The Biden administration is proposing a 5.2% pay increase for the Transportation Security Administration workforce in fiscal 2024. TSA Administrator David Pekoske said that requires an additional $251 million next year. He told the House Appropriations Committee that the TSA is requesting a total of $1.4 billion in 2024 to support pay equity initiatives passed by Congress last year. TSA is planning to give its screeners significant raises this summer to bring their pay in line with the rest of the federal workforce.

The Army is seeking feedback on its latest update to its data reference architecture. It will release a request for information this week on phase two of its approach to simplify and flatten the Army’s architecture and eliminate vendor lock-in.
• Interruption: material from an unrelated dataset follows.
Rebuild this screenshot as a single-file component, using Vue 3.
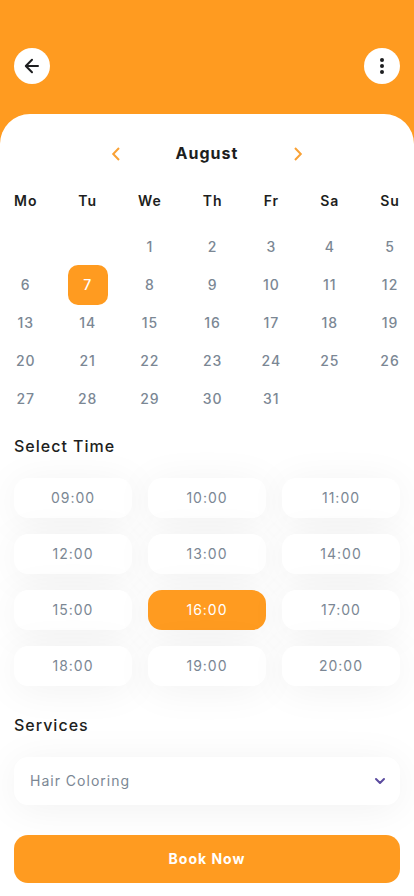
<script setup>
import { ref } from 'vue'

const weekdays = ['Mo', 'Tu', 'We', 'Th', 'Fr', 'Sa', 'Su']
const leadingBlanks = 2
const daysInMonth = 31

const weeks = []
for (let start = 1 - leadingBlanks; start <= daysInMonth; start += 7) {
  weeks.push(
    Array.from({ length: 7 }, (_, i) => {
      const day = start + i
      return day > 0 && day <= daysInMonth ? day : null
    })
  )
}

const times = Array.from({ length: 12 }, (_, i) => `${String(i + 9).padStart(2, '0')}:00`)

const selectedDay = ref(7)
const selectedTime = ref('16:00')
const service = ref('Hair Coloring')
</script>

<template>
  <div class="page">
    <header class="topbar">
      <button class="round" type="button" aria-label="Back">
        <svg width="24" height="24" viewBox="0 0 24 24" fill="none" stroke="currentColor" stroke-width="2" stroke-linecap="round" stroke-linejoin="round">
          <path d="M18 12H6M12 5.8 5.8 12l6.2 6.2" />
        </svg>
      </button>
      <button class="round" type="button" aria-label="More options">
        <svg width="24" height="24" viewBox="0 0 24 24" fill="currentColor">
          <circle cx="12" cy="6" r="2" />
          <circle cx="12" cy="12" r="2" />
          <circle cx="12" cy="18" r="2" />
        </svg>
      </button>
    </header>

    <main class="sheet">
      <div class="month">
        <button class="step" type="button" aria-label="Previous month">
          <svg width="24" height="24" viewBox="0 0 24 24" fill="none" stroke="currentColor" stroke-width="2">
            <path d="M15 7 9.2 13 15 19" />
          </svg>
        </button>
        <h1 class="month-name">August</h1>
        <button class="step" type="button" aria-label="Next month">
          <svg width="24" height="24" viewBox="0 0 24 24" fill="none" stroke="currentColor" stroke-width="2">
            <path d="m9 7 5.8 6L9 19" />
          </svg>
        </button>
      </div>

      <table class="calendar">
        <thead>
          <tr>
            <th v-for="name in weekdays" :key="name" class="weekday" scope="col">{{ name }}</th>
          </tr>
        </thead>
        <tbody>
          <tr v-for="(week, w) in weeks" :key="w">
            <td v-for="(day, d) in week" :key="d" class="cell">
              <button
                v-if="day"
                class="day"
                :class="{ active: day === selectedDay }"
                type="button"
                @click="selectedDay = day"
              >{{ day }}</button>
            </td>
          </tr>
        </tbody>
      </table>

      <h2 class="heading">Select Time</h2>
      <div class="times">
        <button
          v-for="time in times"
          :key="time"
          class="time"
          :class="{ active: time === selectedTime }"
          type="button"
          @click="selectedTime = time"
        >{{ time }}</button>
      </div>

      <label class="heading" for="service">Services</label>
      <div class="picker">
        <select id="service" v-model="service" class="select">
          <option>Hair Coloring</option>
        </select>
        <svg class="caret" width="24" height="24" viewBox="0 0 24 24" fill="none" stroke="currentColor" stroke-width="2" stroke-linecap="round" stroke-linejoin="round">
          <path d="m8 10 4 4 4-4" />
        </svg>
      </div>

      <button class="book" type="button">Book Now</button>
    </main>
  </div>
</template>

<style>
body {
  background: #ff9b20;
}
</style>

<style scoped>
.page {
  display: flex;
  flex-direction: column;
  min-height: 100vh;
  font-family: Inter, "Liberation Sans", sans-serif;
  letter-spacing: 1px;
  color: #1d1e20;
  background: #ff9b20;
}

button,
select {
  margin: 0;
  padding: 0;
  border: 0;
  font: inherit;
  letter-spacing: inherit;
  color: inherit;
  background: none;
  cursor: pointer;
}

svg {
  display: block;
}

.topbar {
  display: flex;
  justify-content: space-between;
  padding: 48px 14px 30px;
}

.round {
  display: grid;
  place-items: center;
  width: 36px;
  height: 36px;
  border-radius: 50%;
  background: #fff;
}

.sheet {
  display: flex;
  flex: 1;
  flex-direction: column;
  padding: 24px 14px 13px;
  border-radius: 30px 30px 0 0;
  background: #fff;
  overflow: hidden;
}

.month {
  display: flex;
  align-items: center;
  justify-content: center;
  gap: 48px;
  height: 30px;
}

.month-name {
  margin: 0;
  font-size: 16px;
  line-height: 24px;
  font-weight: 700;
}

.step {
  color: #f9a135;
}

.calendar {
  display: grid;
  grid-template-columns: repeat(7, auto);
  justify-content: space-between;
  margin-top: 21px;
  font-size: 14px;
  line-height: 24px;
}

.calendar thead,
.calendar tbody,
.calendar tr {
  display: contents;
}

.weekday {
  padding: 0 0 15px;
  font-weight: 600;
  text-align: center;
}

.cell {
  display: flex;
  align-items: center;
  justify-content: center;
  height: 38px;
  padding: 0;
}

.day {
  flex: none;
  width: 40px;
  height: 40px;
  margin: 0 -12px;
  border-radius: 10px;
  font-weight: 500;
  color: #7b8794;
}

.heading {
  margin: 16px 0 0;
  font-size: 16px;
  line-height: 24px;
  font-weight: 500;
}

.times {
  display: grid;
  grid-template-columns: repeat(3, 1fr);
  gap: 16px;
  margin: 20px 0 11px;
}

.time {
  height: 40px;
  padding-bottom: 2px;
  border-radius: 14px;
  font-size: 14px;
  color: #7b8794;
  background: #fff;
  box-shadow: 0 4px 40px rgba(0, 0, 0, 0.06);
}

.day.active,
.time.active {
  color: #fff;
  background: #ff9b20;
}

.picker {
  position: relative;
  margin: 20px 0 30px;
}

.select {
  display: block;
  width: 100%;
  height: 48px;
  padding: 0 44px 2px 16px;
  border-radius: 14px;
  font-size: 14px;
  color: #7b8794;
  background: #fff;
  box-shadow: 0 4px 40px rgba(0, 0, 0, 0.06);
  appearance: none;
}

.caret {
  position: absolute;
  top: 12px;
  right: 8px;
  color: #5b4b9f;
  pointer-events: none;
}

.book {
  position: relative;
  height: 48px;
  padding-bottom: 2px;
  border-radius: 14px;
  font-size: 14px;
  font-weight: 700;
  color: #fff;
  background: #ff9b20;
}
</style>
The service started work on the unified data reference architecture last summer. It plans to build a standardized framework to improve and simplify its networks and create interoperability. A third RFI should go live in June, with plans to complete the program by September.

The Department of Veteran Affairs’ National Cemetery Administration said it has now spent more than a billion dollars on veteran cemeteries in states, territories and on tribal land. VA is spending that money through its Veterans Cemetery Grant Program, which began in 1978. VA reached the $1 billion spending mark after awarding a $1.8 million grant to expand the North Dakota Veterans Cemetery. VA grants have led to the burial of more than 800,000 veterans, of which about 200,000 happened in fiscal 2022.